Our study is not without limitations. First, it is inadequate to only consider protein levels in peripheral blood without involving protein levels in other tissues and organs. We have searched the publicly available pQTL datasets in other tissues or organs, and only 2 pQTL datasets in brain tissue can be found to be available (Beach et al. 2015; Wingo et al. 2021b). However, the maximum sample size for these brain pQTL data is 376 (Wingo et al. 2021b), which could restrict the power for the omics integration analysis. Second, the limitations regarding the MR sensitivity analysis should be well documented. Although MR-Egger allows for the detection and correction of directional pleiotropy, it requires the strict Egger assumption that all SNPs have the same horizontal pleiotropy effects. Besides, MR results with only one IV should be interpreted with caution due to lack of sensitivity analysis. Cochran's Q statistic tends to be sensitive and often requires a large sample size. In addition, the investigation of heterogeneity of causal estimates as an assessment of the instrumental variable assumptions relies on the assumption that all valid instrumental variables identify the same causal parameter. If not, then the heterogeneity test may over-reject the null (Burgess et al. 2017).
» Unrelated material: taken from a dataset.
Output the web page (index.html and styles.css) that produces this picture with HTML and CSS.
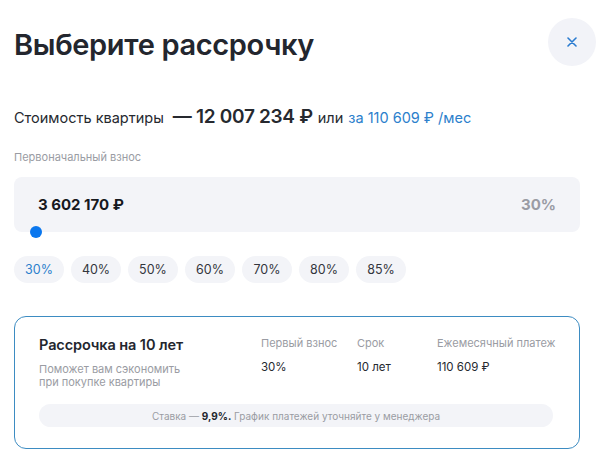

Third, we only focused on European ancestry due to the large-scale pQTL data and GWASs of AIDs were only available for the European population and the findings cannot be directly extended to other populations.

In summary, we identified several plasma proteins that are associated with AIDs from comprehensive omics integration analysis and highlighted the potential of these proteins to develop as therapeutic targets for AIDs, indicating the drug development for AIDs could be developed in a disease-specific manner. Further experimental studies should be conducted to validate these findings.